Hauptsache, Verbrechen. Dies war das Motto der früheren Justizministerin Christiane Lambrecht. Mit der Mindeststrafe von einem Jahr Gefängnis wollte sie weg vom Vorwurf des zu laxen Umgangs mit dem Besitz und der Verbreitung von Kinderpornografie. Nun zeigt sich, dass die Gesetzesverschärfung zum Jahresanfang 2022 zu riesigen Problem führt und den Rechtsstaat beschädigt.
Mittlerweile haben Amtsrichter den neuen § 184b StGB vor das Bundesverfassungsgericht gebracht. Die Landesjustizminister forderten im November, die Neuregelung rückgängig zu machen. Nun nehmen sich laut Medienberichten Politiker der Regierungskoalition den Bedenken an und wollen eine Änderung prüfen. Ob und inwieweit der Bundesjustizminister mit im Boot ist, scheint momentan allerdings noch unklar.
Hauptkritikpunkt ist, dass schon der Besitz eines einzigen strafbaren Bildes zu einer Freiheitsstrafe von mindestens einem Jahr führt.
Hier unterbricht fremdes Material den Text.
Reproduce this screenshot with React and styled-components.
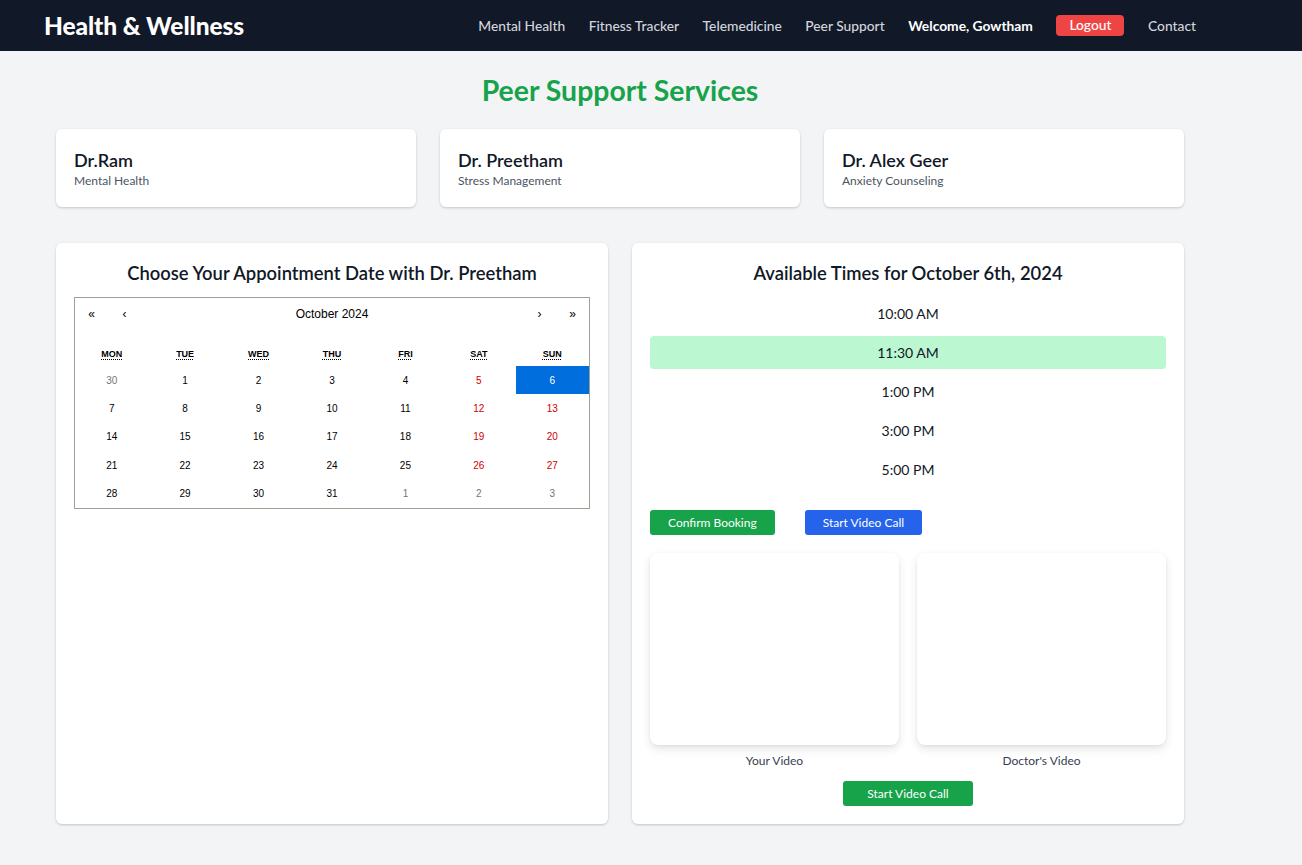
import React from "react";
import styled, { createGlobalStyle } from "styled-components";

const Global = createGlobalStyle`
  html, body { margin: 0; padding: 0; background: #f3f4f6; }
  body { font-family: "Segoe UI", Lato, "Noto Sans", sans-serif; color: #111827; }
  * { box-sizing: border-box; }
`;

const NavBar = styled.nav`
  background: #111827;
  height: 51px;
`;
const NavInner = styled.div`
  width: 1240px;
  height: 100%;
  padding: 0 44px;
  display: flex;
  align-items: center;
  justify-content: space-between;
`;
const Logo = styled.div`
  color: #fff;
  font-size: 24.5px;
  font-weight: 900;
  letter-spacing: -0.1px;
`;
const NavLinks = styled.div`
  display: flex;
  align-items: center;
  gap: 23.5px;
`;
const NavLink = styled.span`
  color: ${(p) => (p.$strong ? "#ffffff" : "#d1d5db")};
  font-size: 13.8px;
  font-weight: ${(p) => (p.$strong ? 700 : 500)};
`;
const LogoutBtn = styled.span`
  background: #ef4444;
  color: #fff;
  font-size: 13.8px;
  font-weight: 500;
  padding: 2px 13px 3px;
  border-radius: 4px;
  line-height: 16px;
`;

const Main = styled.main`
  width: 1240px;
  padding: 22px 56px 40px;
`;
const PageTitle = styled.h1`
  margin: 0 0 22px;
  text-align: center;
  color: #16a34a;
  font-size: 28.4px;
  font-weight: 700;
  line-height: 34px;
`;
const DoctorGrid = styled.div`
  display: grid;
  grid-template-columns: repeat(3, 1fr);
  gap: 24px;
  margin-bottom: 36px;
`;
const Card = styled.div`
  background: #fff;
  border-radius: 6px;
  box-shadow: 0 1px 3px rgba(0,0,0,0.12), 0 1px 2px rgba(0,0,0,0.08);
`;
const DoctorCard = styled(Card)`
  height: 78px;
  padding: 19px 18px;
`;
const DoctorName = styled.div`
  font-size: 18px;
  font-weight: 600;
  line-height: 24px;
`;
const DoctorSpec = styled.div`
  font-size: 12px;
  color: #4b5563;
  line-height: 17px;
`;

const PanelGrid = styled.div`
  display: grid;
  grid-template-columns: 1fr 1fr;
  gap: 24px;
`;
const Panel = styled(Card)`
  padding: 18px;
  display: flex;
  flex-direction: column;
`;
const PanelTitle = styled.h2`
  margin: 0 0 12px;
  text-align: center;
  font-size: 18.4px;
  font-weight: 600;
  line-height: 24px;
`;

const Calendar = styled.div`
  border: 1px solid #a0a096;
  font-family: "Liberation Sans", Arial, sans-serif;
  background: #fff;
`;
const CalNav = styled.div`
  display: flex;
  align-items: center;
  height: 32px;
  margin-bottom: 8px;
`;
const CalArrow = styled.span`
  width: 33px;
  text-align: center;
  font-size: 12px;
  color: #000;
`;
const CalLabel = styled.span`
  flex: 1;
  text-align: center;
  font-size: 12px;
  color: #000;
`;
const WeekRow = styled.div`
  display: grid;
  grid-template-columns: repeat(7, 1fr);
  height: 28px;
  align-items: center;
  text-align: center;
`;
const Weekday = styled.abbr`
  font-size: 9px;
  font-weight: 700;
  text-transform: uppercase;
  text-decoration: underline dotted;
  text-underline-offset: 2px;
  color: #000;
`;
const DayGrid = styled.div`
  display: grid;
  grid-template-columns: repeat(7, 1fr);
  grid-auto-rows: 28.4px;
`;
const Day = styled.div`
  display: flex;
  align-items: center;
  justify-content: center;
  font-size: 10px;
  color: ${(p) => (p.$active ? "#fff" : p.$other ? "#757575" : p.$weekend ? "#d10000" : "#000")};
  background: ${(p) => (p.$active ? "#006edc" : "transparent")};
`;

const SlotList = styled.div`
  display: flex;
  flex-direction: column;
  gap: 6px;
`;
const Slot = styled.div`
  height: 33px;
  display: flex;
  align-items: center;
  justify-content: center;
  font-size: 14px;
  border-radius: 4px;
  background: ${(p) => (p.$selected ? "#bbf7d0" : "transparent")};
`;
const ButtonRow = styled.div`
  display: flex;
  gap: 30px;
  margin-top: 24px;
`;
const Button = styled.button`
  border: none;
  border-radius: 3px;
  height: 25px;
  padding: 0 ${(p) => p.$px || 18}px;
  font-family: inherit;
  font-size: 12px;
  color: #fff;
  background: ${(p) => (p.$blue ? "#2563eb" : "#16a34a")};
`;
const VideoGrid = styled.div`
  display: grid;
  grid-template-columns: 1fr 1fr;
  gap: 18px;
  margin-top: 18px;
`;
const VideoCol = styled.div`
  display: flex;
  flex-direction: column;
  align-items: center;
`;
const VideoBox = styled.div`
  width: 100%;
  height: 192px;
  background: #fff;
  border-radius: 8px;
  box-shadow: 0 4px 10px rgba(0,0,0,0.10), 0 1px 3px rgba(0,0,0,0.06);
`;
const VideoLabel = styled.div`
  margin-top: 7px;
  font-size: 12px;
  line-height: 17px;
  color: #374151;
`;
const Center = styled.div`
  display: flex;
  justify-content: center;
  margin-top: 12px;
`;

const doctors = [
  ["Dr.Ram", "Mental Health"],
  ["Dr. Preetham", "Stress Management"],
  ["Dr. Alex Geer", "Anxiety Counseling"],
];
const weekdays = ["Mon", "Tue", "Wed", "Thu", "Fri", "Sat", "Sun"];
const days = [];
days.push({ n: 30, other: true });
for (let i = 1; i <= 31; i++) days.push({ n: i });
days.push({ n: 1, other: true }, { n: 2, other: true }, { n: 3, other: true });
const times = ["10:00 AM", "11:30 AM", "1:00 PM", "3:00 PM", "5:00 PM"];

export default function App() {
  return (
    <>
      <Global />
      <NavBar>
        <NavInner>
          <Logo>Health &amp; Wellness</Logo>
          <NavLinks>
            <NavLink>Mental Health</NavLink>
            <NavLink>Fitness Tracker</NavLink>
            <NavLink>Telemedicine</NavLink>
            <NavLink>Peer Support</NavLink>
            <NavLink $strong>Welcome, Gowtham</NavLink>
            <LogoutBtn>Logout</LogoutBtn>
            <NavLink>Contact</NavLink>
          </NavLinks>
        </NavInner>
      </NavBar>
      <Main>
        <PageTitle>Peer Support Services</PageTitle>
        <DoctorGrid>
          {doctors.map(([n, s]) => (
            <DoctorCard key={n}>
              <DoctorName>{n}</DoctorName>
              <DoctorSpec>{s}</DoctorSpec>
            </DoctorCard>
          ))}
        </DoctorGrid>
        <PanelGrid>
          <Panel>
            <PanelTitle>Choose Your Appointment Date with Dr. Preetham</PanelTitle>
            <Calendar>
              <CalNav>
                <CalArrow>«</CalArrow>
                <CalArrow>‹</CalArrow>
                <CalLabel>October 2024</CalLabel>
                <CalArrow>›</CalArrow>
                <CalArrow>»</CalArrow>
              </CalNav>
              <WeekRow>
                {weekdays.map((w) => (
                  <div key={w}>
                    <Weekday title={w}>{w}</Weekday>
                  </div>
                ))}
              </WeekRow>
              <DayGrid>
                {days.map((d, i) => (
                  <Day
                    key={i}
                    $other={d.other}
                    $weekend={i % 7 >= 5}
                    $active={!d.other && d.n === 6}
                  >
                    {d.n}
                  </Day>
                ))}
              </DayGrid>
            </Calendar>
          </Panel>
          <Panel>
            <PanelTitle>Available Times for October 6th, 2024</PanelTitle>
            <SlotList>
              {times.map((t) => (
                <Slot key={t} $selected={t === "11:30 AM"}>
                  {t}
                </Slot>
              ))}
            </SlotList>
            <ButtonRow>
              <Button>Confirm Booking</Button>
              <Button $blue>Start Video Call</Button>
            </ButtonRow>
            <VideoGrid>
              <VideoCol>
                <VideoBox />
                <VideoLabel>Your Video</VideoLabel>
              </VideoCol>
              <VideoCol>
                <VideoBox />
                <VideoLabel>Doctor's Video</VideoLabel>
              </VideoCol>
            </VideoGrid>
            <Center>
              <Button $px={24}>Start Video Call</Button>
            </Center>
          </Panel>
        </PanelGrid>
      </Main>
    </>
  );
}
Genannt werden etwa Beispiele, in denen Eltern auf dem Handy ihres Kindes fragwürdige Inhalte finden und diese zur Warnung an andere Eltern weiterleiten. Auch Spaßbilder und -videos, die in häufig riesigen Chatgruppen geteilt, aber nicht unbedingt vom einzelnen zur Kenntnis genommen werden, sind ein Problem. Aufgefallen ist irgendwann auch, dass die Berufsgruppe der Beamten besonders betroffen ist. Bei der nun zwingenden Mindeststrafe müsste ein Beamter entlassen werden, überdies verlöre er seine Pensionsansprüche.
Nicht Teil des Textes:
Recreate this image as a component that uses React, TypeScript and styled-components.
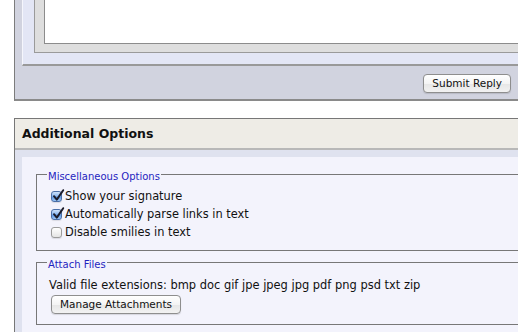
import React from "react";
import styled, { createGlobalStyle } from "styled-components";

const Global = createGlobalStyle`
  html, body { margin: 0; padding: 0; background: #ffffff; overflow: hidden; }
  body { font-family: "DejaVu Sans", Verdana, sans-serif; color: #000; }
`;

const Page = styled.div`
  margin-left: 14px;
  width: 505px;
  display: flex;
  flex-direction: column;
`;

const ReplyPanel = styled.div`
  background: #d1d3df;
  border-left: 1px solid #7c7c7c;
  border-bottom: 2px solid #8a8a8a;
  padding-left: 7px;
  display: flex;
  flex-direction: column;
`;

const EditorFrame = styled.div`
  background: #e3e6f5;
  border-left: 1px solid #f5f6fc;
  border-bottom: 2px solid #999999;
  padding: 0 0 11px 11px;
`;

const EditorWell = styled.div`
  background: #dedede;
  border-left: 1px solid #9a9a9a;
  border-bottom: 1px solid #9a9a9a;
  padding: 0 0 8px 9px;
`;

const TextArea = styled.div`
  height: 43px;
  background: #ffffff;
  border-left: 1px solid #8c8c8c;
  border-bottom: 1px solid #8c8c8c;
`;

const ReplyFooter = styled.div`
  height: 33px;
  display: flex;
  justify-content: flex-end;
  align-items: flex-start;
  padding: 8px 8px 0 0;
  box-sizing: border-box;
`;

const AquaButton = styled.button<{ $pad?: number }>`
  height: 19px;
  padding: 0 ${(p) => p.$pad ?? 8}px;
  font-family: "DejaVu Sans", "Lucida Grande", sans-serif;
  font-size: 10.5px;
  color: #111;
  background: linear-gradient(#ffffff 0%, #f4f4f4 50%, #e6e6e6 51%, #f2f2f2 100%);
  border: 1px solid #8e8e8e;
  border-radius: 4px;
  box-shadow: 0 1px 1px rgba(0, 0, 0, 0.12);
  line-height: 17px;
  white-space: nowrap;
  cursor: default;
`;

const OptionsPanel = styled.div`
  margin-top: 17px;
  border-top: 1px solid #777777;
  border-left: 1px solid #777777;
  display: flex;
  flex-direction: column;
`;

const PanelHeader = styled.div`
  height: 29px;
  background: #eeece6;
  border-bottom: 2px solid #b8b8b8;
  padding-left: 7px;
  display: flex;
  align-items: center;
  font-family: "DejaVu Sans", Verdana, sans-serif;
  font-weight: bold;
  font-size: 12.5px;
  color: #111;
`;

const PanelBody = styled.div`
  background: #dfe2ef;
  padding: 7px 0 0 7px;
`;

const PanelContent = styled.div`
  background: #f3f3fc;
  padding: 8px 0 20px 14px;
  display: flex;
  flex-direction: column;
  gap: 2px;
`;

const Group = styled.fieldset<{ $pt: number; $pb: number }>`
  margin: 0;
  border: 1px solid #777777;
  border-right: none;
  padding: ${(p) => p.$pt}px 0 ${(p) => p.$pb}px 10px;
  min-width: 0;
`;

const Legend = styled.legend`
  padding: 4px 1px 0 1px;
  font-family: "DejaVu Sans", "Lucida Grande", sans-serif;
  font-size: 10px;
  line-height: 15px;
  color: #1f1fbf;
`;

const CheckRow = styled.label`
  height: 18px;
  display: flex;
  align-items: center;
  gap: 3px;
  padding-left: 4px;
  font-size: 11.4px;
  color: #111;
`;

const Box = styled.span<{ $on: boolean }>`
  position: relative;
  width: 11px;
  height: 11px;
  box-sizing: border-box;
  border-radius: 3px;
  border: 1px solid ${(p) => (p.$on ? "#4a6fa8" : "#9b9b9b")};
  background: ${(p) =>
    p.$on
      ? "linear-gradient(#cfe3fb 0%, #8fbaf0 45%, #5d98e4 55%, #9cc6f6 100%)"
      : "linear-gradient(#ffffff 0%, #f2f2f2 50%, #e4e4e4 100%)"};
  box-shadow: 0 1px 1px rgba(0, 0, 0, 0.1);
  flex: none;
`;

const Tick = styled.svg`
  position: absolute;
  left: 0px;
  top: -3px;
  width: 13px;
  height: 13px;
  overflow: visible;
`;

const InfoLine = styled.div`
  height: 18px;
  display: flex;
  align-items: center;
  padding-left: 2px;
  font-size: 11.45px;
  color: #111;
  white-space: nowrap;
`;

const ButtonRow = styled.div`
  margin-top: 1px;
  padding-left: 4px;
  display: flex;
`;

function Check({ on, label }: { on: boolean; label: string }) {
  return (
    <CheckRow>
      <Box $on={on}>
        {on && (
          <Tick viewBox="0 0 13 13">
            <path
              d="M2 7.2 L4.8 10.6 L11.2 1.2"
              fill="none"
              stroke="#1c1c2a"
              strokeWidth="2"
              strokeLinecap="round"
              strokeLinejoin="round"
            />
          </Tick>
        )}
      </Box>
      <span>{label}</span>
    </CheckRow>
  );
}

export default function App() {
  return (
    <>
      <Global />
      <Page>
        <ReplyPanel>
          <EditorFrame>
            <EditorWell>
              <TextArea />
            </EditorWell>
          </EditorFrame>
          <ReplyFooter>
            <AquaButton $pad={8}>Submit Reply</AquaButton>
          </ReplyFooter>
        </ReplyPanel>

        <OptionsPanel>
          <PanelHeader>Additional Options</PanelHeader>
          <PanelBody>
            <PanelContent>
              <Group $pt={3} $pb={9}>
                <Legend>Miscellaneous Options</Legend>
                <Check on label="Show your signature" />
                <Check on label="Automatically parse links in text" />
                <Check on={false} label="Disable smilies in text" />
              </Group>
              <Group $pt={4} $pb={10}>
                <Legend>Attach Files</Legend>
                <InfoLine>
                  Valid file extensions: bmp doc gif jpe jpeg jpg pdf png psd txt zip
                </InfoLine>
                <ButtonRow>
                  <AquaButton $pad={8}>Manage Attachments</AquaButton>
                </ButtonRow>
              </Group>
            </PanelContent>
          </PanelBody>
        </OptionsPanel>
      </Page>
    </>
  );
}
Es fehlt bei der Neuregelung also erkennbar an der Möglichkeit, minder schwere Fälle als solche zu behandeln. Der minder schwere Fall ist sonst im Gesetz regelmäßig eingebaut, um Härten abzufedern. „Staatsanwälte brauchen die Möglichkeit, bei Bagatellfällen von der Strafverfolgung absehen zu können“, sagt etwa der parlamentarische Geschäftsführer der SPD-Bundestagsfraktion, Johannes Fechner. Nach seiner Meinung binden solche Fälle zu viel Personal bei Polizei und Justiz. Diese Kräfte fehlten bei der Verfolgung des in der Realität stattfindenden Missbrauchs.